Just as the computer, the human eye requires only a relatively small quantity of data points per image unit. What is necessary for recognition is added during interpretation by the visual center of the brain. In the jpegs-series, Ruff concentrates on this imprecision. When the images are enlarged by Ruff, the compression process (using raster graphics) results in visible pixel lines and the emergence of a chessboard pattern. In other words, the effects of compressing digital pictures and the resulting irretrievable information loss become apparent.

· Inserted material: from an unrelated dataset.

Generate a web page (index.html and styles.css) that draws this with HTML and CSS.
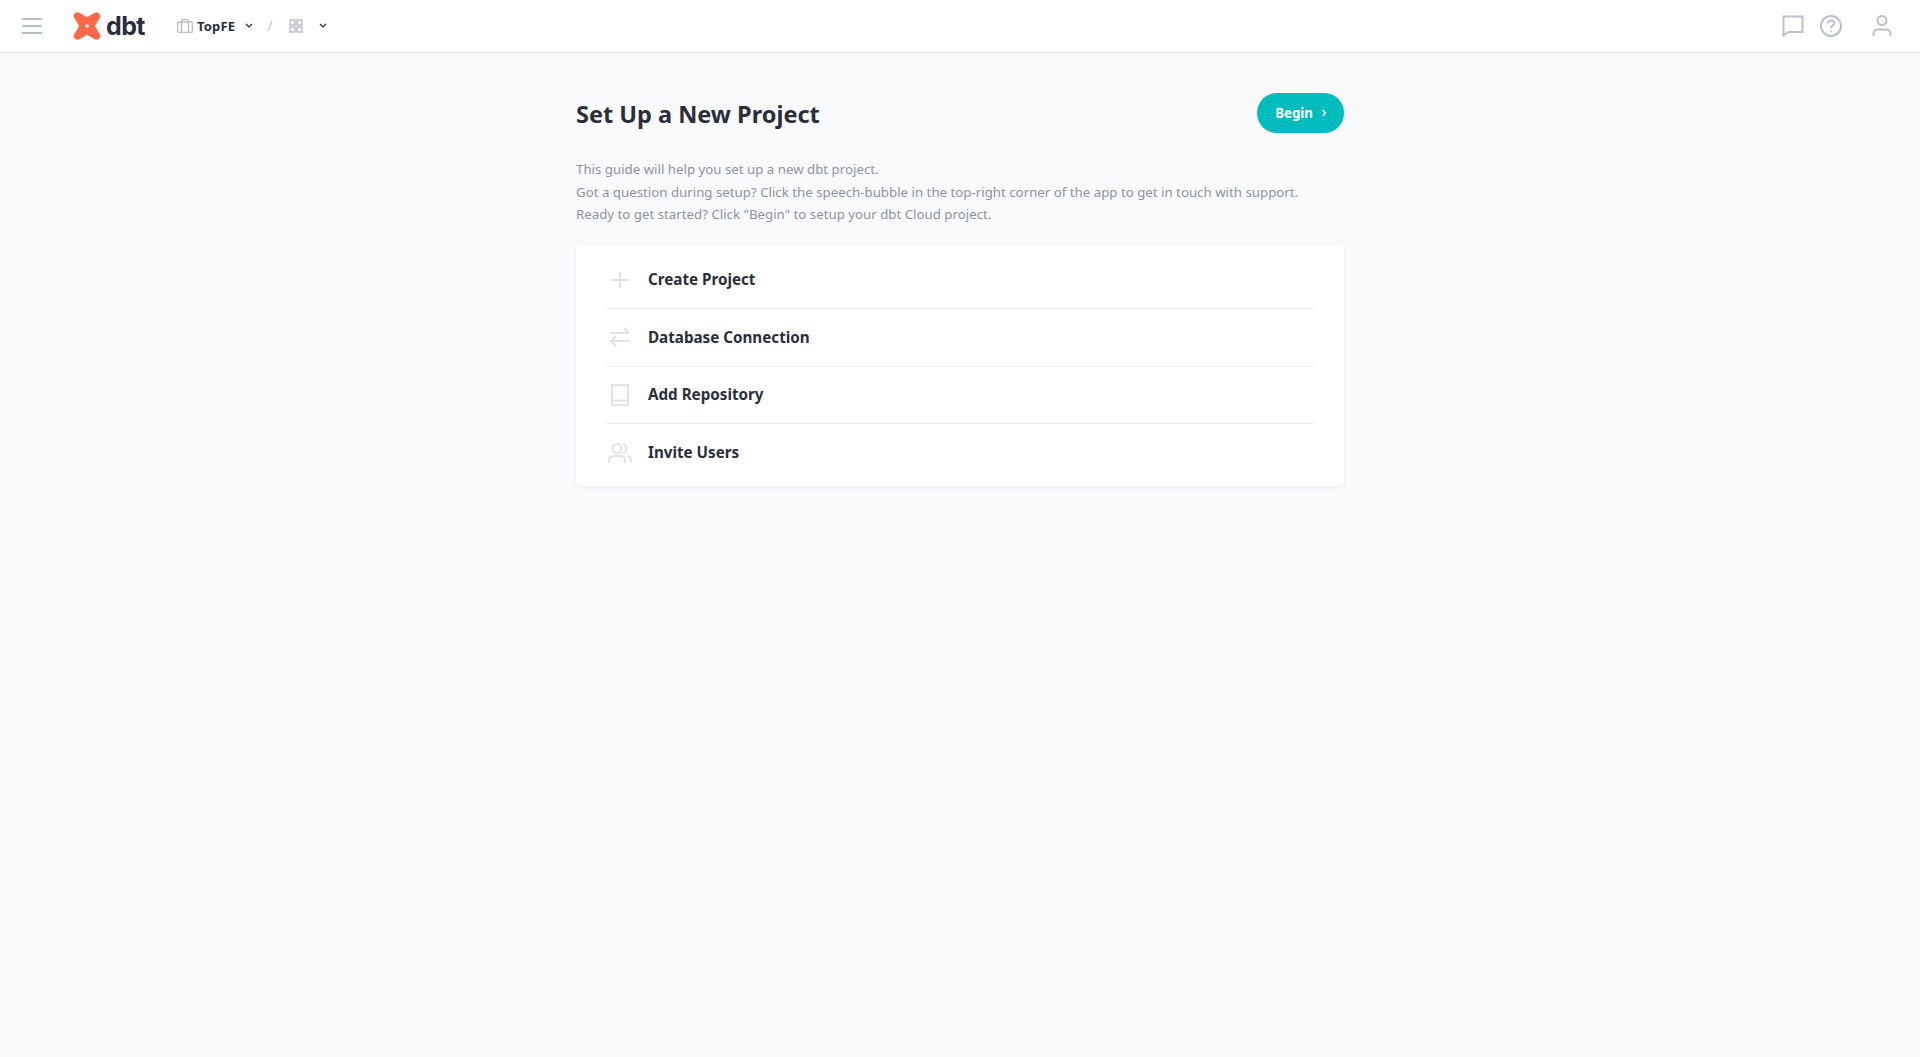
FILE: index.html
```html
<!DOCTYPE html>
<html lang="en">
<head>
  <meta charset="UTF-8">
  <title>dbt Cloud</title>
  <link rel="stylesheet" href="styles.css">
</head>
<body>

  <header class="topbar">
    <div class="topbar-left">
      <svg class="menu-icon" width="20" height="16" viewBox="0 0 20 16"><path d="M0 1h20M0 8h20M0 15h20"/></svg>
      <div class="logo">
        <svg width="28" height="28" viewBox="0 0 28 28"><path fill="#ff694a" d="M3 .6c1-.6 2.4-.5 3.4.1L14 5.2 21.6.7c1-.7 2.500-.7 3.500 0 1.300.8 2.300 2 2.300 3.400 0 .9-.5 1.700-1 2.500L21.900 14l4.500 7.400c.6.900 1 1.700 1 2.600 0 1.300-1.100 2.700-2.400 3.400-1.100.6-2.400.5-3.400-.2L14 22.800l-7.600 4.400c-1 .7-2.400.8-3.500.2C1.600 26.700.6 25.300.6 24c0-.9.4-1.700 1-2.600L6.100 14 1.600 6.600C1 5.800.6 4.900.6 4 .6 2.600 1.700 1.300 3 .6z"/><circle cx="14" cy="14" r="1.700" fill="#fff"/></svg>
        <span class="logo-text">dbt</span>
      </div>
      <nav class="crumbs">
        <svg class="crumb-icon" width="16" height="14" viewBox="0 0 16 14"><rect x=".6" y="3" width="14.800" height="10.400" rx="1.500"/><path d="M5 3V1.300C5 .9 5.300.6 5.700.6h4.600c.4 0 .7.3.7.7V3M4.500 3v10.400M11.500 3v10.400"/></svg>
        <span class="crumb-name">TopFE</span>
        <svg class="caret" width="8" height="5" viewBox="0 0 8 5"><path d="M1 1l3 3 3-3"/></svg>
        <span class="crumb-slash">/</span>
        <svg class="crumb-grid" width="14" height="14" viewBox="0 0 14 14"><path d="M1 1h5v5H1zM8 1h5v5H8zM1 8h5v5H1zM8 8h5v5H8z"/></svg>
        <svg class="caret" width="8" height="5" viewBox="0 0 8 5"><path d="M1 1l3 3 3-3"/></svg>
      </nav>
    </div>
    <div class="topbar-right">
      <svg class="tool-icon" width="22" height="22" viewBox="0 0 22 22"><path d="M1.500 1.500h19v15.500H6.500L1.500 20.500z"/></svg>
      <svg class="tool-icon" width="22" height="22" viewBox="0 0 22 22"><circle cx="11" cy="11" r="10"/><path d="M7.800 8.500c0-1.900 1.400-3.100 3.200-3.100s3.200 1.200 3.200 2.900c0 2.500-3.200 2.500-3.200 5"/><path class="dot" d="M11 15.500v1.200"/></svg>
      <svg class="tool-icon user" width="20" height="22" viewBox="0 0 20 22"><circle cx="10" cy="5.500" r="4.500"/><path d="M1.500 21v-2.500c0-2.300 1.900-4 4.200-4h8.600c2.300 0 4.200 1.700 4.200 4V21"/></svg>
    </div>
  </header>

  <main class="page">
    <div class="page-head">
      <h1>Set Up a New Project</h1>
      <button class="begin-btn">Begin
        <svg width="6" height="8" viewBox="0 0 6 8"><path d="M1.500 1l3 3-3 3"/></svg>
      </button>
    </div>

    <div class="intro">
      <p>This guide will help you set up a new dbt project.</p>
      <p>Got a question during setup? Click the speech-bubble in the top-right corner of the app to get in touch with support.</p>
      <p>Ready to get started? Click "Begin" to setup your dbt Cloud project.</p>
    </div>

    <ul class="steps">
      <li class="step">
        <span class="step-icon"><svg width="16" height="16" viewBox="0 0 16 16"><path d="M8 0v16M0 8h16"/></svg></span>
        <span class="step-name">Create Project</span>
      </li>
      <li class="step">
        <span class="step-icon"><svg width="20" height="20" viewBox="0 0 20 20"><path d="M0 6h19M14 1l5 5M20 14H1M6 9l-5 5 5 5"/></svg></span>
        <span class="step-name">Database Connection</span>
      </li>
      <li class="step">
        <span class="step-icon"><svg width="18" height="22" viewBox="0 0 18 22"><path d="M1 1h16v20H1zM1 16.500h16"/></svg></span>
        <span class="step-name">Add Repository</span>
      </li>
      <li class="step">
        <span class="step-icon"><svg width="24" height="20" viewBox="0 0 24 20"><circle cx="9" cy="5.500" r="4.500"/><path d="M1 19.500v-2c0-2.500 2-4.500 4.500-4.500h7c2.500 0 4.500 2 4.500 4.500v2M15 1.200c2 .4 3.500 2.200 3.500 4.300s-1.500 3.900-3.500 4.300M19 13.100c2.300.4 4 2.300 4 4.400v2"/></svg></span>
        <span class="step-name">Invite Users</span>
      </li>
    </ul>
  </main>

</body>
</html>
```

FILE: styles.css
```css
* {
  box-sizing: border-box;
}
body {
  margin: 0;
  min-height: 1057px;
  font-family: "Noto Sans", "Open Sans", sans-serif;
  color: #2a2e3b;
  background: #f9fafc;
}
svg {
  display: block;
  fill: none;
}

/* Top bar */
.topbar {
  display: flex;
  justify-content: space-between;
  align-items: center;
  height: 53px;
  padding: 0 28px 1px 22px;
  background: #fff;
  border-bottom: 1px solid #e2e4ea;
}
.topbar-left,
.topbar-right,
.logo,
.crumbs {
  display: flex;
  align-items: center;
}
.menu-icon path {
  stroke: #b9bdc6;
  stroke-width: 2;
}
.menu-icon {
  margin-right: 31px;
}
.logo {
  gap: 5px;
  margin-right: 32px;
}
.logo-text {
  font-family: Inter, sans-serif;
  font-size: 25px;
  font-weight: 700;
  line-height: 28px;
  letter-spacing: -0.6px;
}
.crumb-icon {
  margin-right: 4px;
}
.crumb-icon *,
.crumb-grid path,
.tool-icon * {
  stroke: #bcc0c8;
  stroke-width: 1.5;
}
.crumb-name {
  font-size: 13px;
  font-weight: 700;
  letter-spacing: 0.2px;
  margin-right: 10px;
}
.caret path {
  stroke: #262a38;
  stroke-width: 1.2;
}
.crumb-slash {
  margin: 0 17px 0 14px;
  font-size: 14px;
  color: #c4c7ce;
}
.crumb-grid {
  margin-right: 16px;
}
.topbar-right {
  gap: 16px;
}
.tool-icon * {
  stroke-width: 2;
}
.tool-icon.user {
  margin-left: 14px;
}

/* Content */
.page {
  width: 768px;
  margin: 0 auto;
  padding-top: 40px;
}
.page-head {
  display: flex;
  justify-content: space-between;
  align-items: center;
  height: 40px;
  margin-bottom: 25px;
}
h1 {
  margin: 2px 0 0;
  font-size: 23.500px;
  font-weight: 700;
}
.begin-btn {
  display: flex;
  align-items: center;
  gap: 8px;
  height: 40px;
  padding: 0 17px 0 18px;
  border: 0;
  border-radius: 20px;
  background: #00bcbd;
  color: #fff;
  font-family: inherit;
  font-size: 13.300px;
  font-weight: 700;
}
.begin-btn path {
  stroke: #fff;
  stroke-width: 1.5;
}
.intro {
  margin-bottom: 19px;
  font-size: 13.270px;
  line-height: 22.500px;
  color: #8e939e;
}
.intro p {
  margin: 0;
}
.steps {
  list-style: none;
  margin: 0;
  padding: 7px 30px 4px;
  background: #fff;
  border-radius: 5px;
  box-shadow: 0 1px 4px rgba(38,42,56,0.08);
}
.step {
  display: flex;
  align-items: center;
  height: 57.500px;
  border-bottom: 1px solid #ebecef;
}
.step:last-child {
  border-bottom: 0;
}
.step-icon {
  display: flex;
  justify-content: center;
  width: 28px;
  margin-right: 14px;
}
.step-icon svg {
  stroke: #e0e2e7;
  stroke-width: 2;
}
.step-name {
  margin-top: -1px;
  font-size: 15.200px;
  font-weight: 700;
}
```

As was the case in earlier series, for example, “nudes” or “Substrate”, Ruff finds the motifs for his jpegs mostly on the internet. His selection from the image-world of our daily lives establishes an encyclopedic archive, a sort of picture dictionary of contemporary history. The use of found materials confers upon the group of images an objective, almost documentary character. Hence, the apparently objective illustration of what is real contrasts even more sharply with the manner in which it is represented. Appearance and content come undone, overlapping one another as incongruous levels. Decomposing images until they are unrecognizable, Ruff whittles away at their connection to reality. With skepticism as to their truth content, Ruff manipulates the pictures along with our perception. He discloses the degeneration of images surrounding us and, on a more general level, reveals how today´s image-processing media have culminated in our conditioned readiness to look upon barely decipherable and fuzzy images as especially indisputable and authentic.